··· Dataset extract

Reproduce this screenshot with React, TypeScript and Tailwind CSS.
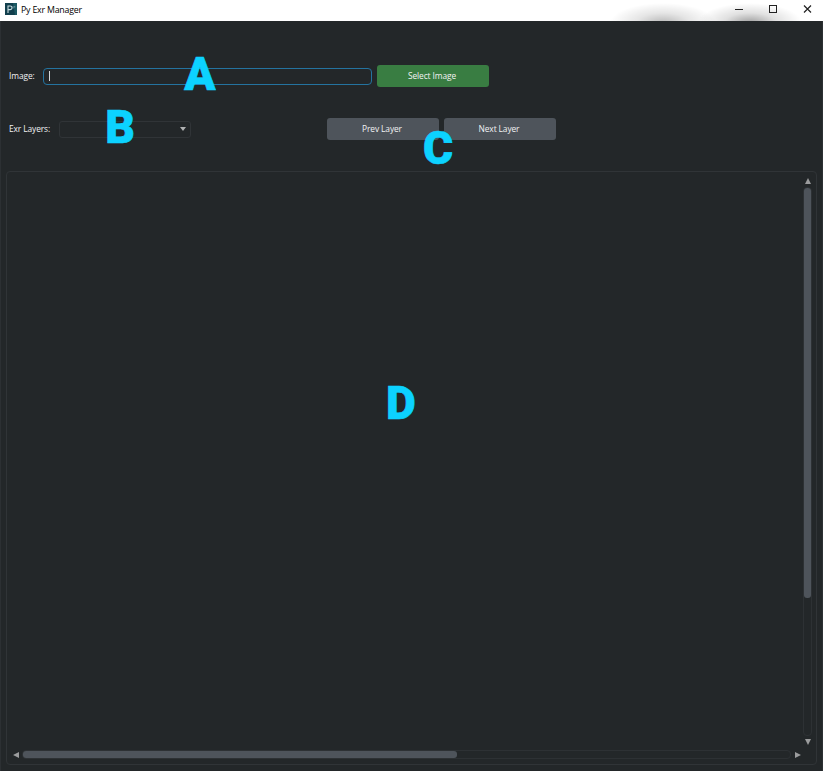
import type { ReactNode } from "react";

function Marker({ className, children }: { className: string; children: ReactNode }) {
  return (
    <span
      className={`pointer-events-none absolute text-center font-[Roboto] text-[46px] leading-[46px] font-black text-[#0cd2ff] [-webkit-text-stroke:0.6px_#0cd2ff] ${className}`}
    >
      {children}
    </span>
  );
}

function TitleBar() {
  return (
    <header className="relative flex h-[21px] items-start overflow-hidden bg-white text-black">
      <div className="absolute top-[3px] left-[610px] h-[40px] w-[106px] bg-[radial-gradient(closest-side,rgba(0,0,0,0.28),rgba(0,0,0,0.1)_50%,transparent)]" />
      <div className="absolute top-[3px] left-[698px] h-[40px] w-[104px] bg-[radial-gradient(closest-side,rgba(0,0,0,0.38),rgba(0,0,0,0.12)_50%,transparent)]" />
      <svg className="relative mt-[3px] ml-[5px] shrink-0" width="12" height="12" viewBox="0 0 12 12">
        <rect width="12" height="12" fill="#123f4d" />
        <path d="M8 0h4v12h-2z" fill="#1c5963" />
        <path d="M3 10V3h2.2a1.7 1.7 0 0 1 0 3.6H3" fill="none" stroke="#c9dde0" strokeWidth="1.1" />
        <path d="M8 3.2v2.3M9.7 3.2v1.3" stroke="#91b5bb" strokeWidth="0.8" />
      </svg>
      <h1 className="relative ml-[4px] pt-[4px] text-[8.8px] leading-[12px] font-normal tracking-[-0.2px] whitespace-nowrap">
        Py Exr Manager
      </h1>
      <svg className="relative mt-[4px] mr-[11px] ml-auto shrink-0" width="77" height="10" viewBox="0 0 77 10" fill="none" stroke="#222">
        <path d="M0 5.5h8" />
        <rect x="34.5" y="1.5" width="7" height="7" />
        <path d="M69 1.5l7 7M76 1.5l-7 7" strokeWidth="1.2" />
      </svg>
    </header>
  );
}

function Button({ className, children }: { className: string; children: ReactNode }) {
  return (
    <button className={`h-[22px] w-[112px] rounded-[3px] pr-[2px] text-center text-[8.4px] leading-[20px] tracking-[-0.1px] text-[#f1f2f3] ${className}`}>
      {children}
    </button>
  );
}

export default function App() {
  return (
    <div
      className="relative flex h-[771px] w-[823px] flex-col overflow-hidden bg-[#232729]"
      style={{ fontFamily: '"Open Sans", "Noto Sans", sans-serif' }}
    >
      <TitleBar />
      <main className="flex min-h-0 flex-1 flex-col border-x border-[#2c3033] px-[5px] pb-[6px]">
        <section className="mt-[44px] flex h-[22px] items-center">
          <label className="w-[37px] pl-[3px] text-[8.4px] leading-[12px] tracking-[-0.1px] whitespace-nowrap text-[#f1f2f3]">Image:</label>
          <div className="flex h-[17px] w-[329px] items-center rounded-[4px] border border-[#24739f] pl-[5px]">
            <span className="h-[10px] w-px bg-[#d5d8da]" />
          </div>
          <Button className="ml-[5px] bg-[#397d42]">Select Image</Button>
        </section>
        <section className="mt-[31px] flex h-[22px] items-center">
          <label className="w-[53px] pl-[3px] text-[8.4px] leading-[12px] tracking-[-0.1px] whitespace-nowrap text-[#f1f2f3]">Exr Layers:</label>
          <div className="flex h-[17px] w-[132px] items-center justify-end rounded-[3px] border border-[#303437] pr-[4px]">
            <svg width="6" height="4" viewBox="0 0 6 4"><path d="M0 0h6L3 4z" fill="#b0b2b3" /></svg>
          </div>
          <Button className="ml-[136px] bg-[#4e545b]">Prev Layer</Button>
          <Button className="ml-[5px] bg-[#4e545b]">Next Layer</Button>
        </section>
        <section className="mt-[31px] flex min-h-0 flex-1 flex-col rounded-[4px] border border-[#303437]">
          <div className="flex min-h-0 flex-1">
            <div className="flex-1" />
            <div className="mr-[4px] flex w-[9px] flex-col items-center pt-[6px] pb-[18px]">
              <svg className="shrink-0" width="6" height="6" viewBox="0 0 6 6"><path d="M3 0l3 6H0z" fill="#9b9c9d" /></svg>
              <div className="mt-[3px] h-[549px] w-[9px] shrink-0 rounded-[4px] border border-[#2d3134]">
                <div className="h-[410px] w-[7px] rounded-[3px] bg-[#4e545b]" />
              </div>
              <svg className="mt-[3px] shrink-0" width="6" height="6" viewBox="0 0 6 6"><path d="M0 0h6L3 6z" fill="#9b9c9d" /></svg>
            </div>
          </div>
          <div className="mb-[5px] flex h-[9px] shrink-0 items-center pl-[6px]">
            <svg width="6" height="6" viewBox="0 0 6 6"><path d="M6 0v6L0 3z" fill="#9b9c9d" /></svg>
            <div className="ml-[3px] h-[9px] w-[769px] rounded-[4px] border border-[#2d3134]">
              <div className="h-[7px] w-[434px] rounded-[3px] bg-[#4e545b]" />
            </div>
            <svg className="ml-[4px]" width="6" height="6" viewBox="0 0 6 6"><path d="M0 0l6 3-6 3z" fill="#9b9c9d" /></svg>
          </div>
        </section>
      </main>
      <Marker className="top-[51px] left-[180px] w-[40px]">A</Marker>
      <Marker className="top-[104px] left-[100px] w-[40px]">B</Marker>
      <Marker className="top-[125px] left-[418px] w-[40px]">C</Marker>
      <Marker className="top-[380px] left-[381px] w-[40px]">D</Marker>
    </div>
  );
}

······

[What the task asks] The data above should be repeated exactly, minus any pictures.

[Response to the task]
Reproduce this screenshot with React, TypeScript and Tailwind CSS.
import type { ReactNode } from "react";

function Marker({ className, children }: { className: string; children: ReactNode }) {
  return (
    <span
      className={`pointer-events-none absolute text-center font-[Roboto] text-[46px] leading-[46px] font-black text-[#0cd2ff] [-webkit-text-stroke:0.6px_#0cd2ff] ${className}`}
    >
      {children}
    </span>
  );
}

function TitleBar() {
  return (
    <header className="relative flex h-[21px] items-start overflow-hidden bg-white text-black">
      <div className="absolute top-[3px] left-[610px] h-[40px] w-[106px] bg-[radial-gradient(closest-side,rgba(0,0,0,0.28),rgba(0,0,0,0.1)_50%,transparent)]" />
      <div className="absolute top-[3px] left-[698px] h-[40px] w-[104px] bg-[radial-gradient(closest-side,rgba(0,0,0,0.38),rgba(0,0,0,0.12)_50%,transparent)]" />
      <svg className="relative mt-[3px] ml-[5px] shrink-0" width="12" height="12" viewBox="0 0 12 12">
        <rect width="12" height="12" fill="#123f4d" />
        <path d="M8 0h4v12h-2z" fill="#1c5963" />
        <path d="M3 10V3h2.2a1.7 1.7 0 0 1 0 3.6H3" fill="none" stroke="#c9dde0" strokeWidth="1.1" />
        <path d="M8 3.2v2.3M9.7 3.2v1.3" stroke="#91b5bb" strokeWidth="0.8" />
      </svg>
      <h1 className="relative ml-[4px] pt-[4px] text-[8.8px] leading-[12px] font-normal tracking-[-0.2px] whitespace-nowrap">
        Py Exr Manager
      </h1>
      <svg className="relative mt-[4px] mr-[11px] ml-auto shrink-0" width="77" height="10" viewBox="0 0 77 10" fill="none" stroke="#222">
        <path d="M0 5.5h8" />
        <rect x="34.5" y="1.5" width="7" height="7" />
        <path d="M69 1.5l7 7M76 1.5l-7 7" strokeWidth="1.2" />
      </svg>
    </header>
  );
}

function Button({ className, children }: { className: string; children: ReactNode }) {
  return (
    <button className={`h-[22px] w-[112px] rounded-[3px] pr-[2px] text-center text-[8.4px] leading-[20px] tracking-[-0.1px] text-[#f1f2f3] ${className}`}>
      {children}
    </button>
  );
}

export default function App() {
  return (
    <div
      className="relative flex h-[771px] w-[823px] flex-col overflow-hidden bg-[#232729]"
      style={{ fontFamily: '"Open Sans", "Noto Sans", sans-serif' }}
    >
      <TitleBar />
      <main className="flex min-h-0 flex-1 flex-col border-x border-[#2c3033] px-[5px] pb-[6px]">
        <section className="mt-[44px] flex h-[22px] items-center">
          <label className="w-[37px] pl-[3px] text-[8.4px] leading-[12px] tracking-[-0.1px] whitespace-nowrap text-[#f1f2f3]">Image:</label>
          <div className="flex h-[17px] w-[329px] items-center rounded-[4px] border border-[#24739f] pl-[5px]">
            <span className="h-[10px] w-px bg-[#d5d8da]" />
          </div>
          <Button className="ml-[5px] bg-[#397d42]">Select Image</Button>
        </section>
        <section className="mt-[31px] flex h-[22px] items-center">
          <label className="w-[53px] pl-[3px] text-[8.4px] leading-[12px] tracking-[-0.1px] whitespace-nowrap text-[#f1f2f3]">Exr Layers:</label>
          <div className="flex h-[17px] w-[132px] items-center justify-end rounded-[3px] border border-[#303437] pr-[4px]">
            <svg width="6" height="4" viewBox="0 0 6 4"><path d="M0 0h6L3 4z" fill="#b0b2b3" /></svg>
          </div>
          <Button className="ml-[136px] bg-[#4e545b]">Prev Layer</Button>
          <Button className="ml-[5px] bg-[#4e545b]">Next Layer</Button>
        </section>
        <section className="mt-[31px] flex min-h-0 flex-1 flex-col rounded-[4px] border border-[#303437]">
          <div className="flex min-h-0 flex-1">
            <div className="flex-1" />
            <div className="mr-[4px] flex w-[9px] flex-col items-center pt-[6px] pb-[18px]">
              <svg className="shrink-0" width="6" height="6" viewBox="0 0 6 6"><path d="M3 0l3 6H0z" fill="#9b9c9d" /></svg>
              <div className="mt-[3px] h-[549px] w-[9px] shrink-0 rounded-[4px] border border-[#2d3134]">
                <div className="h-[410px] w-[7px] rounded-[3px] bg-[#4e545b]" />
              </div>
              <svg className="mt-[3px] shrink-0" width="6" height="6" viewBox="0 0 6 6"><path d="M0 0h6L3 6z" fill="#9b9c9d" /></svg>
            </div>
          </div>
          <div className="mb-[5px] flex h-[9px] shrink-0 items-center pl-[6px]">
            <svg width="6" height="6" viewBox="0 0 6 6"><path d="M6 0v6L0 3z" fill="#9b9c9d" /></svg>
            <div className="ml-[3px] h-[9px] w-[769px] rounded-[4px] border border-[#2d3134]">
              <div className="h-[7px] w-[434px] rounded-[3px] bg-[#4e545b]" />
            </div>
            <svg className="ml-[4px]" width="6" height="6" viewBox="0 0 6 6"><path d="M0 0l6 3-6 3z" fill="#9b9c9d" /></svg>
          </div>
        </section>
      </main>
      <Marker className="top-[51px] left-[180px] w-[40px]">A</Marker>
      <Marker className="top-[104px] left-[100px] w-[40px]">B</Marker>
      <Marker className="top-[125px] left-[418px] w-[40px]">C</Marker>
      <Marker className="top-[380px] left-[381px] w-[40px]">D</Marker>
    </div>
  );
}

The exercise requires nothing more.